Lalu bagaimana dengan
rekreasi dan dansa (dance)?
Para ahli memandang
bahwa rekreasi adalah aktivitas untuk mengisi waktu senggang. Akan tetapi,
rekreasi dapat pula memenuhi salah satu definisi “penggunaan berharga dari
waktu luang.” Dalam pandangan itu, aktivitas diseleksi oleh individu sebagai
fungsi memperbaharui ulang kondisi fisik dan jiwa, sehingga tidak berarti hanya
membuang-buang waktu atau membunuh waktu. Rekreasi adalah aktivitas yang
menyehatkan pada aspek fisik, mental dan sosial. Jay B. Nash menggambarkan
bahwa rekreasi adalah pelengkap dari kerja, dan karenanya merupakan kebutuhan
semua orang.
Dengan demikian, penekanan
dari rekreasi adalah dalam nuansa “mencipta kembali” (re-creation) orang
tersebut, upaya revitalisasi tubuh dan jiwa yang terwujud karena ‘menjauh’ dari
aktivitas rutin dan kondisi yang menekan dalam kehidupan sehari-hari. Landasan
kependidikan dari rekreasi karenanya kini diangkat kembali, sehingga sering
diistilahkan dengan pendidikan rekreasi, yang tujuan utamanya adalah mendidik
orang dalam bagaimana memanfaatkan waktu senggang mereka.
Sedangkan dansa adalah
aktivitas gerak ritmis yang biasanya dilakukan dengan iringan musik, kadang
dipandang sebagai sebuah alat ungkap atau ekspresi dari suatu lingkup budaya
tertentu, yang pada perkembangannya digunakan untuk hiburan dan memperoleh
kesenangan, di samping sebagai alat untuk menjalin komunikasi dan pergaulan, di
samping sebagai kegiatan yang menyehatkan.
Di Amerika, dansa
menjadi bagian dari program pendidikan jasmani, karena dipandang sebagai alat
untuk membina perbendaharaan dan pengalaman gerak anak, di samping untuk
meningkatkan kebugaran jasmani serta pewarisan nilai-nilai. Meskipun menjadi
bagian penjas, dansa sendiri masih dianggap sebagai cabang dari seni.
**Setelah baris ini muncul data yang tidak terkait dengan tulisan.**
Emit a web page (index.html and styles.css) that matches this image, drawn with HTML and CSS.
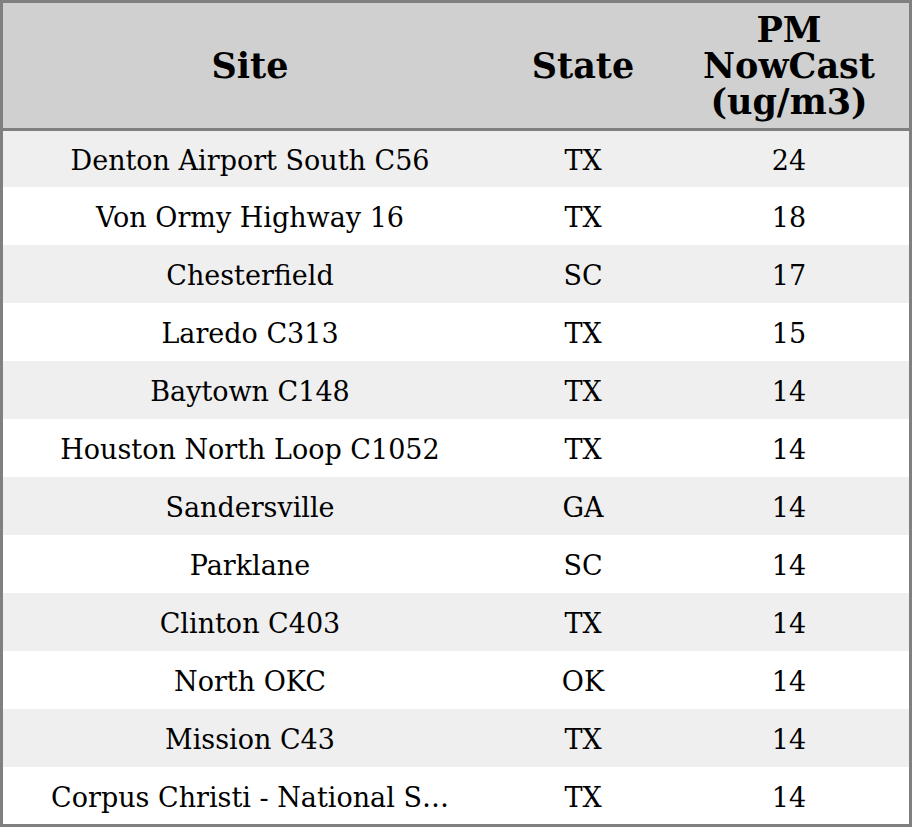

Kemungkinan bahwa dansa digunakan dalam penjas terutama karena hasilnya yang
mampu mengembangkan orientasi gerak tubuh. Bahkan ditengarai bahwa aspek seni
dari dansa dipandang mampu mengurangi kecenderungan penjas agar tidak terlalu
berorientasi kompetitif dengan memasukkan unsur estetikanya. Jadi sifatnya
untuk melengkapi fungsi dan peranan penjas dalam membentuk manusia yang utuh seperti
diungkap di bagian-bagian awal naskah ini.